### TASK DESCRIPTION
Take each line containing the word "screenshot" and copy it.

### RECORDS
--- start ---

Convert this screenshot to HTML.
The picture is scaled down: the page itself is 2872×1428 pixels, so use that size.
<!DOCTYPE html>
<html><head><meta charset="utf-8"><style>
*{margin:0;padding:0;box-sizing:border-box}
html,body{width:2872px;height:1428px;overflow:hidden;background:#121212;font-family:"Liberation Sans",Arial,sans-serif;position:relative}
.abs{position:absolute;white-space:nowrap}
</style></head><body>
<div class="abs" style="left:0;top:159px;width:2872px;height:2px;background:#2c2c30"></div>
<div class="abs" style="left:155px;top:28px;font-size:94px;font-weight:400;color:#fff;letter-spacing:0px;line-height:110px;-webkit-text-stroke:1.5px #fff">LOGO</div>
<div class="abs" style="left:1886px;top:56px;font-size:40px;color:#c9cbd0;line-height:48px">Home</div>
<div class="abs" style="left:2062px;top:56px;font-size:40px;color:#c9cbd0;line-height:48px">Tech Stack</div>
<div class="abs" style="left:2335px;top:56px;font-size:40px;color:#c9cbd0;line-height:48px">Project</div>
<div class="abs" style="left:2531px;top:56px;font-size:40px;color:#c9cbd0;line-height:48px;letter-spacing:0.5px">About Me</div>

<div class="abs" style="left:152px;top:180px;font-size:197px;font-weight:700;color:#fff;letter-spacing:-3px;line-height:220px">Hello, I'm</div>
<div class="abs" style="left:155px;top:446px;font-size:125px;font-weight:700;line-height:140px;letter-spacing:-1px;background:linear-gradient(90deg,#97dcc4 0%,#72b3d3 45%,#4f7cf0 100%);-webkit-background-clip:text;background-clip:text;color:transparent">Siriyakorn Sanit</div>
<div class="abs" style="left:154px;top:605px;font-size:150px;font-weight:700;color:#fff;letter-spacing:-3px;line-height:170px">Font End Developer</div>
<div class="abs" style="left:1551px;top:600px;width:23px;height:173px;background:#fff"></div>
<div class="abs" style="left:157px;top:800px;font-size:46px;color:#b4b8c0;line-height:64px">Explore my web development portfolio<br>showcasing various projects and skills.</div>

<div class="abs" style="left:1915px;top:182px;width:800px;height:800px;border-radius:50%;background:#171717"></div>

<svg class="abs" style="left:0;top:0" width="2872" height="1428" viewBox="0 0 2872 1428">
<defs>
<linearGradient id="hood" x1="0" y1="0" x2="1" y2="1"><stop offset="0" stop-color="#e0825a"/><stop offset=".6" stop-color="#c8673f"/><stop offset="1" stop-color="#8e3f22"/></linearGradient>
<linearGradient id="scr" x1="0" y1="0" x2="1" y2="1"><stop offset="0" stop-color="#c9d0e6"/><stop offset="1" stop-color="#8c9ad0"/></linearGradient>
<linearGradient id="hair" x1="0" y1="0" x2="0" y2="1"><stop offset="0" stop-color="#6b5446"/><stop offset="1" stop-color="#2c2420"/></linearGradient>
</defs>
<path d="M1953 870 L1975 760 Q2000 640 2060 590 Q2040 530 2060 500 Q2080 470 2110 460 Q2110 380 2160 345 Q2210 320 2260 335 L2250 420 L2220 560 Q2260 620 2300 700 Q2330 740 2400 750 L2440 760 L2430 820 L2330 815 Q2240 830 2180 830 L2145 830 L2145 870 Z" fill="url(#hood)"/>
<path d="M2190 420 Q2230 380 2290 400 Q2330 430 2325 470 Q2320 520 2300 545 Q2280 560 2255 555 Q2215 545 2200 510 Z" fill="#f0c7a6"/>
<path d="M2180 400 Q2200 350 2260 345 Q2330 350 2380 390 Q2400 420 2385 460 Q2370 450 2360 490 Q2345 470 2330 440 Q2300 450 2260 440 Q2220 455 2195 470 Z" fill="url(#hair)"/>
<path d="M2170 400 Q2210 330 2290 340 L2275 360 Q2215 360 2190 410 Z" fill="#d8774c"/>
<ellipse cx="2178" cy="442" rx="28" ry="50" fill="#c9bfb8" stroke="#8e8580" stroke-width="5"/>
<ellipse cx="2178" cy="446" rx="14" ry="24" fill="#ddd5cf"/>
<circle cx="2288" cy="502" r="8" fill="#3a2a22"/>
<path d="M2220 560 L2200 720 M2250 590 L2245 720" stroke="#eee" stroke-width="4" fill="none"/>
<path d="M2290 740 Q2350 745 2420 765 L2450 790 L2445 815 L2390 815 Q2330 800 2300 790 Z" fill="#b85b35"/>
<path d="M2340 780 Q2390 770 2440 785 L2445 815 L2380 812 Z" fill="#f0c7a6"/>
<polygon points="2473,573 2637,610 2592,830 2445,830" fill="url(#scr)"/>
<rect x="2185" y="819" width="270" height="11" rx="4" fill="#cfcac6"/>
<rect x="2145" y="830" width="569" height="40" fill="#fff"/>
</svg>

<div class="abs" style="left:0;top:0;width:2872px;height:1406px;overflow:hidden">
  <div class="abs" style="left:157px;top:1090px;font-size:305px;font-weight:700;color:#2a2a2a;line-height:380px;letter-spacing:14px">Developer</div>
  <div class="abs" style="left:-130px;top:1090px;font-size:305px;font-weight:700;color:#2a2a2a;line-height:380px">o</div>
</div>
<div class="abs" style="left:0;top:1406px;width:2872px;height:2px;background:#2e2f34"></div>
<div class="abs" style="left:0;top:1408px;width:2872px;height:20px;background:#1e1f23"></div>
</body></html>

--- end ---
--- start ---

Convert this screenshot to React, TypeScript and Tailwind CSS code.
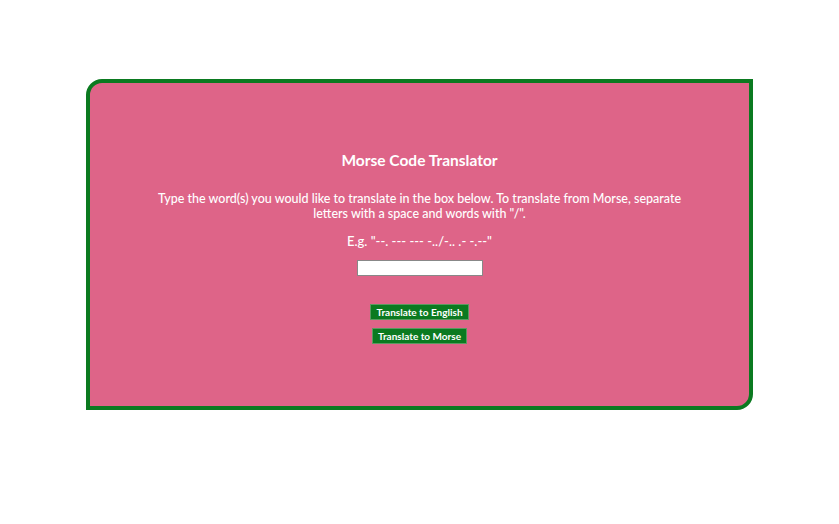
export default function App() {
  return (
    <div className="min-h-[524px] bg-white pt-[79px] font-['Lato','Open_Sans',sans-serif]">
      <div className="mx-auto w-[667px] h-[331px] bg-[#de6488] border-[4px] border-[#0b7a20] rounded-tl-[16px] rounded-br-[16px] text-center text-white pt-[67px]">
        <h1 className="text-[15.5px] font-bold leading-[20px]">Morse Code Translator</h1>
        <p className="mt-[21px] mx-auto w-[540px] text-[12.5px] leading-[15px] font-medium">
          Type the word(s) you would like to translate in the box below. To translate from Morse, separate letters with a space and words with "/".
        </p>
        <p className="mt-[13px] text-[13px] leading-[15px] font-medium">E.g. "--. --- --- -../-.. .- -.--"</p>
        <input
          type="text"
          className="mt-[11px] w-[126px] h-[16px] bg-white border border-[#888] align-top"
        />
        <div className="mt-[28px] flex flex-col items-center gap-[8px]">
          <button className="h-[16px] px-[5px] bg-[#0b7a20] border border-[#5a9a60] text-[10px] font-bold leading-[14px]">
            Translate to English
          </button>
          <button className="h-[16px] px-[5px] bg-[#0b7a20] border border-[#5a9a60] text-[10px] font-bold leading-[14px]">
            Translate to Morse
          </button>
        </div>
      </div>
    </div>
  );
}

--- end ---
--- start ---

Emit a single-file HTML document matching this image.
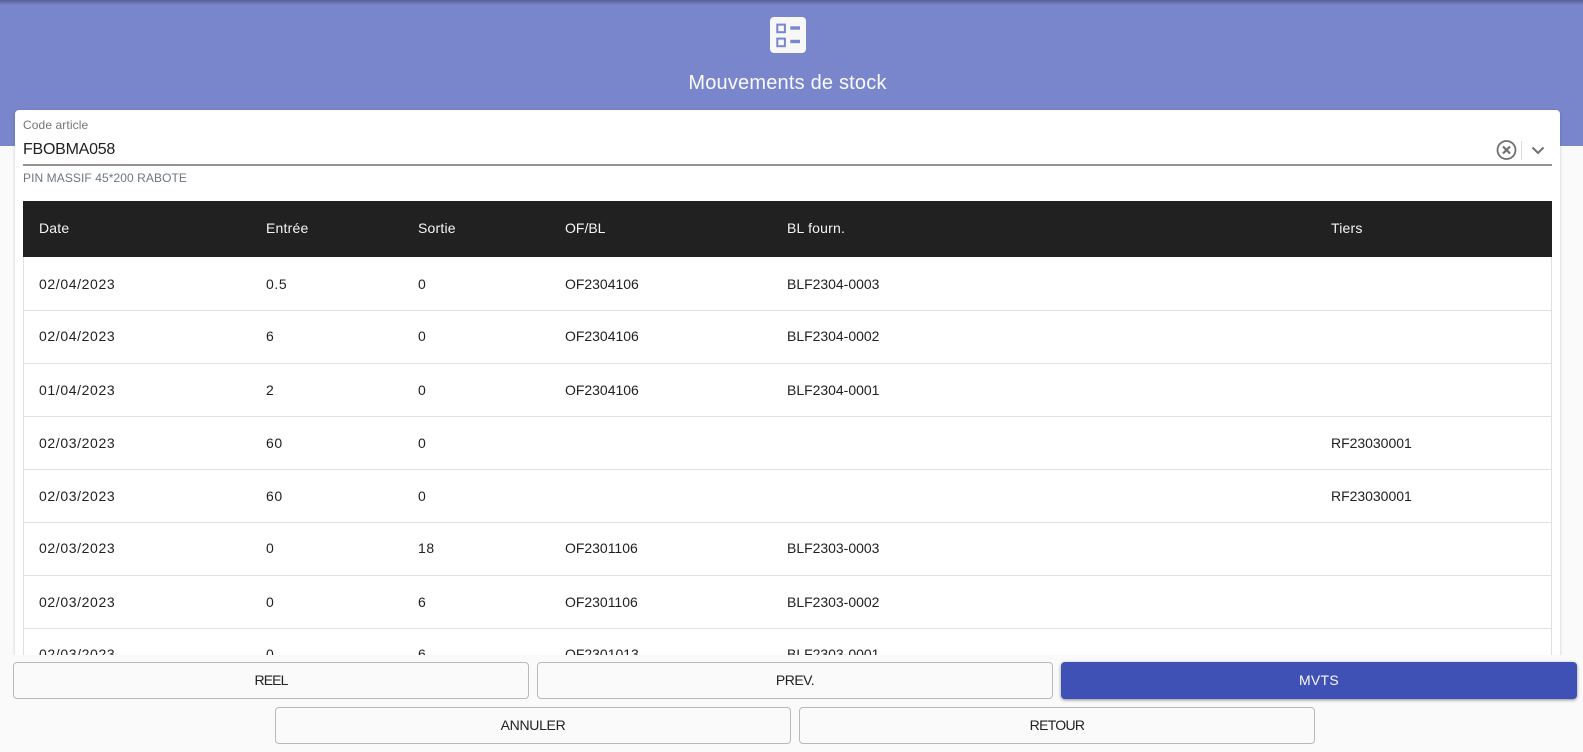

--- end ---

### COMPLETED EXERCISE
Convert this screenshot to HTML.
Convert this screenshot to React, TypeScript and Tailwind CSS code.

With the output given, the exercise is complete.